P.S. I work on the type of systems where we obsess over unneeded memory accesses and copies. Minimizing those is not as trivial as it may seem, especially if you care about memory safety.

vanderZwan · on Dec 20, 2022

> While you are right, we are where we are and there is tremendous leverage in making an extremely common (even if undesirable) thing more efficient.

Aren't you worried that this will just lead to another manifestation of the Jevons Paradox? I get that you already mention that everyone in your "field" understands that memory is the bottleneck to avoid, but still.

[0] https://en.wikipedia.org/wiki/Jevons_paradox

maria2 · on Dec 20, 2022

Memory gets moved for a lot of reasons. Any type of FFI usually requires memory copies. For instance, if you pass a C string from Swift to C, the C side needs to copy the memory to use it after the immediate call. Or if C returns a string to Swift, Swift needs to copy the string into its own format.

_dhruva · on Dec 20, 2022

This is my standpoint too.

Assuming Google uses gRPC and protobufs extensively, I can only imagine a chaotic polyglot environment where buffers are copied and transformed very often.

I work at a fairly large Python shop using libraries in C. Cost of FFI is non-trivial, memory management and moving data is the usual culprit.

fathyb · on Dec 20, 2022

There is also the I/O, most interaction with disks or NICs are copying twice. We know efficient zero-copy I/O is achievable, it's just that it requires a lot of work for kernel and app developers with a very limited ROI.

georgelyon · on Dec 20, 2022

While the overall point is valid, this isn’t strictly true. A Swift string is frequently backed by a contiguous UTC8 buffer terminated with a \0, so passing to C is just a matter of passing the pointer and requires no copies.

maria2 · on Dec 20, 2022

But Swift has no way of signaling to C that the memory can be freed so I’m pretty sure it does a copy when using String’s cString constructor.

saagarjha · on Dec 20, 2022

When you pass a Swift String to C you do so with a given lifetime. By default this is the duration of the call.

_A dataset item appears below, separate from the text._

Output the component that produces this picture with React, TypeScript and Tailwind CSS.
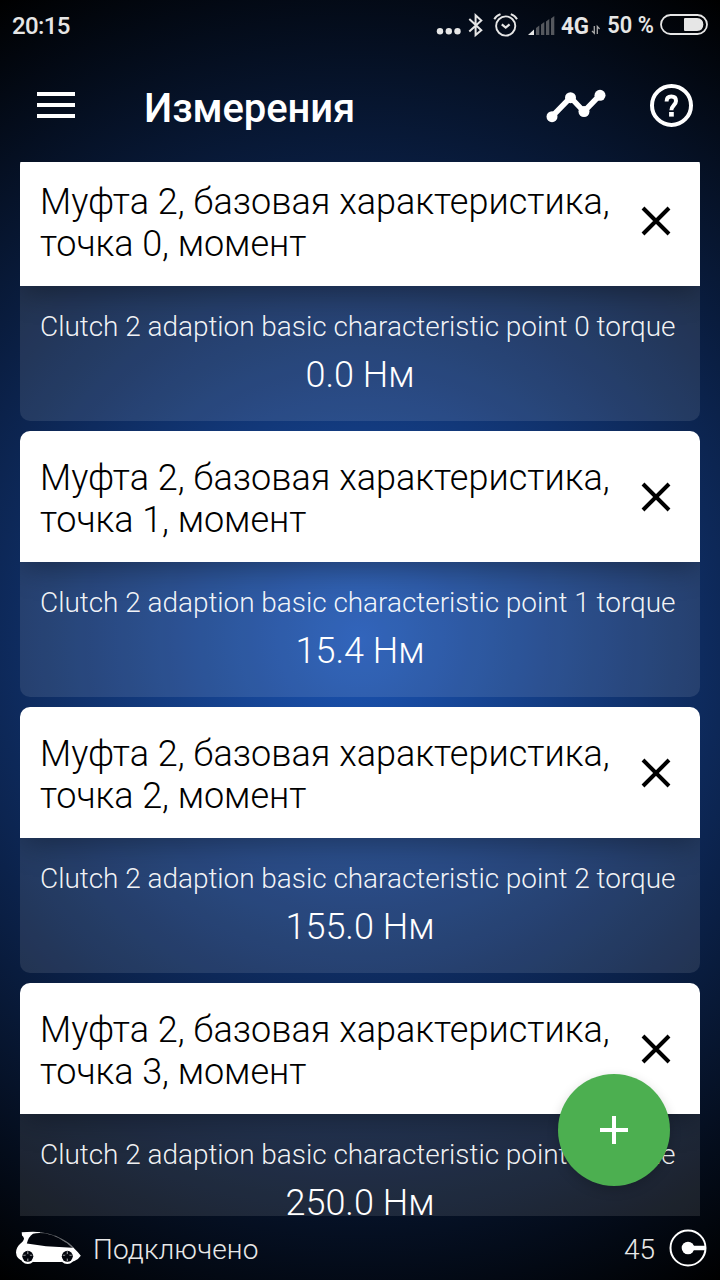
import React from 'react';

const measurements = [
  { id: 0, value: '0.0' },
  { id: 1, value: '15.4' },
  { id: 2, value: '155.0' },
  { id: 3, value: '250.0' },
];

function StatusBar() {
  return (
    <div className="flex h-[50px] shrink-0 items-center justify-between pl-3 pr-3 text-[#e6e6e6]">
      <span className="text-[24px] leading-[28px] font-medium tracking-[-0.6px] mt-[2px]">20:15</span>
      <svg width="275" height="50" viewBox="433 0 275 50" className="shrink-0" fill="none">
        <g fill="#e6e6e6">
          <circle cx="440" cy="31.3" r="3.2" />
          <circle cx="448.8" cy="31.3" r="3.2" />
          <circle cx="457.5" cy="31.3" r="3.2" />
        </g>
        <path d="M469.3 19L481.3 30.2L475.6 35V15.2L481.3 20.5L469.3 31.5" stroke="#e6e6e6" strokeWidth="2" />
        <g stroke="#e6e6e6" strokeWidth="1.9">
          <circle cx="505.7" cy="26" r="9.6" />
          <path d="M501.8 24.3L505.7 27.5L509.6 24.3" strokeWidth="2.2" />
          <path d="M494.3 19.3Q496 16 500.5 14.2M517 19.3Q515.3 16 510.8 14.2" />
        </g>
        <path d="M528 35L534 29.5V35Z" fill="#e6e6e6" />
        <path d="M536 28L539.3 25.5V35H536ZM541 24.5L544.3 22V35H541ZM546 21.5L549.3 19V35H546ZM551 18.5L554.3 16V35H551Z" fill="#55585e" />
        <text x="561" y="34" fontSize="23.5" fontWeight="700" fill="#e6e6e6" textLength="28" lengthAdjust="spacingAndGlyphs">4G</text>
        <path d="M594.3 26V33.3L592 31M597.3 34V26.5L599.6 29" stroke="#aaa" strokeWidth="1.3" />
        <text x="607.3" y="33.2" fontSize="23.5" fontWeight="600" fill="#e6e6e6" textLength="46.5" lengthAdjust="spacingAndGlyphs">50 %</text>
        <rect x="661" y="15" width="46" height="19" rx="9.5" stroke="#e6e6e6" strokeWidth="1.8" />
        <path d="M685 18H697Q703.3 18.5 703.3 24.5Q703.3 30.5 697 31H685Q684 31 684 30V19Q684 18 685 18Z" fill="#e6e6e6" />
      </svg>
    </div>
  );
}

function Header() {
  return (
    <header className="flex h-[112px] shrink-0 items-start text-white">
      <button aria-label="Меню" className="ml-[37px] mt-[42px] flex w-[38px] flex-col gap-[7px]">
        <span className="h-1 w-full bg-white" />
        <span className="h-1 w-full bg-white" />
        <span className="h-1 w-full bg-white" />
      </button>
      <h1 className="ml-[69px] mt-[35px] flex-1 text-[40px] leading-[48px] font-medium tracking-[-0.1px]">Измерения</h1>
      <svg width="60" height="36" viewBox="546 88 60 36" className="mt-[38px]">
        <path d="M552 116.5L570.5 97.5L584 111.5L600 95" fill="none" stroke="white" strokeWidth="5.4" />
        <g fill="white">
          <circle cx="552" cy="116.7" r="5.5" />
          <circle cx="570.5" cy="97.7" r="5.5" />
          <circle cx="584" cy="111.5" r="5.5" />
          <circle cx="600" cy="95.3" r="5.5" />
        </g>
      </svg>
      <svg width="44" height="44" viewBox="649 83 44 44" className="ml-[43px] mr-[27px] mt-[33px]" fill="none" stroke="white">
        <circle cx="671.5" cy="105.4" r="19.5" strokeWidth="4" />
        <path d="M666.6 101.4C666.6 98 668.4 96.6 671.3 96.6C674.3 96.6 676 98.3 676 101C676 104.8 671.4 105.6 671.4 110.3" strokeWidth="4" />
        <rect x="669.1" y="112" width="4.7" height="4.6" fill="white" stroke="none" />
      </svg>
    </header>
  );
}

function Card({ id, value }: { id: number; value: string }) {
  return (
    <section className="h-[266px] shrink-0 overflow-hidden rounded-[10px]">
      <div className="relative flex h-[131px] items-start justify-between bg-white pl-5 pr-[29px] pt-[26px] text-black shadow-[0_8px_28px_-3px_rgba(0,0,0,0.36)]">
        <h2 className="text-[36px] leading-[42px] font-light">
          <span className="tracking-[0.03px]">Муфта 2, базовая характеристика,</span>
          <br />
          <span className="tracking-[-0.05px]">точка {id}, момент</span>
        </h2>
        <svg width="30" height="30" viewBox="0 0 30 30" className="mt-[25px] shrink-0" stroke="black" strokeWidth="4">
          <path d="M2 2L28 28M28 2L2 28" />
        </svg>
      </div>
      <div className="h-[135px] bg-white/10 pt-[24px] text-white">
        <p className="whitespace-nowrap pl-5 text-[28px] leading-[33px] font-light tracking-[-0.045px] text-white/95">
          Clutch 2 adaption basic characteristic point {id} torque
        </p>
        <p className="mt-[11px] text-center text-[36px] leading-[42px] font-light">{value} Нм</p>
      </div>
    </section>
  );
}

function CarIcon() {
  return (
    <svg width="66" height="34" viewBox="15 1231 66 34">
      <path
        d="M21.7 1232.3L33 1231.8Q50 1232 62 1239Q70 1243 74 1248.3Q78 1252 80.8 1255.8Q79 1259 74 1261.3L60 1262H34L24 1261Q16.3 1259.5 16 1252.5Q16.3 1247 20 1244Q23.8 1241 24 1238.5Q23.5 1236.5 22 1235.5Z"
        fill="white"
      />
      <path d="M26.8 1243.5Q28.5 1236.5 33 1233.7Q37 1232.4 45 1233.2Q60 1236 72.3 1247.8L46 1246.3Z" fill="#02050c" />
      <path d="M40 1232.2Q58 1233.5 73 1247.5" fill="none" stroke="#02050c" strokeOpacity="0.55" strokeWidth="1.4" />
      {[27.8, 67.3].map((x) => (
        <g key={x}>
          <circle cx={x} cy="1256.3" r="7.6" fill="white" />
          <circle cx={x} cy="1256.3" r="5.5" fill="#02050c" />
          <path d={`M${x - 4.5} 1255.3H${x + 4.5}M${x} 1251.3V1261`} stroke="white" strokeOpacity="0.6" strokeWidth="1.1" />
          <circle cx={x} cy="1256.3" r="2.4" fill="#02050c" />
        </g>
      ))}
    </svg>
  );
}

export default function App() {
  return (
    <div className="relative flex h-[1280px] w-[720px] flex-col overflow-hidden bg-[radial-gradient(circle_at_50%_50%,#1b54b4_0%,#0d2858_50%,#000000_100%)] font-['Roboto',sans-serif]">
      <StatusBar />
      <Header />
      <main className="flex h-[1054px] shrink-0 flex-col justify-start overflow-hidden rounded-t-[2px] px-5">
        <div className="-mt-[7px] flex flex-col gap-[10px]">
          {measurements.map((m) => (
            <Card key={m.id} id={m.id} value={m.value} />
          ))}
        </div>
      </main>
      <footer className="flex h-16 shrink-0 items-center pl-[15px] pr-[13px] text-[28px] leading-[33px] font-light text-[#e8e8e8]">
        <CarIcon />
        <span className="ml-3 mt-[3px] tracking-[0.1px]">Подключено</span>
        <span className="ml-auto mt-[3px]">45</span>
        <svg width="38" height="38" viewBox="0 0 38 38" className="ml-[14px]" fill="none" stroke="white">
          <circle cx="19" cy="19" r="17.5" strokeWidth="2" />
          <circle cx="19" cy="19" r="6.3" fill="white" stroke="none" />
          <path d="M19 19H36" strokeWidth="4.5" />
        </svg>
      </footer>
      <button
        aria-label="Добавить"
        className="absolute left-[558px] top-[1074px] flex h-28 w-28 items-center justify-center rounded-full bg-[#4caf50] shadow-[0_4px_12px_rgba(0,0,0,0.18)]"
      >
        <svg width="28" height="28" viewBox="0 0 28 28" stroke="white" strokeWidth="4">
          <path d="M0 14H28M14 0V28" />
        </svg>
      </button>
    </div>
  );
}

jeffreygoesto · on Dec 20, 2022

Always two of them there are. Time and space. Spatial separation has the great benefit that it frees you from separation in time, which is technically and mentally more challenging. If you want or need that anything can happen at any time on either side, you end up copying (and ideally closing the door after). Very much like Erlang does with the Beam.

hinkley · on Dec 20, 2022

Cynical answer: because that's not sexy.

I have some coworkers trying to re-architect a big chunk of our application to selectively provide data because "only about 10% is used on each interaction". Nobody has bothered to check what % of the data is never used at all. If it's 50%, then you're complicating a whole lot of code and reuse semantics in order to get a 2-4x improvement in 'performance' that you're selling as a 10x improvement.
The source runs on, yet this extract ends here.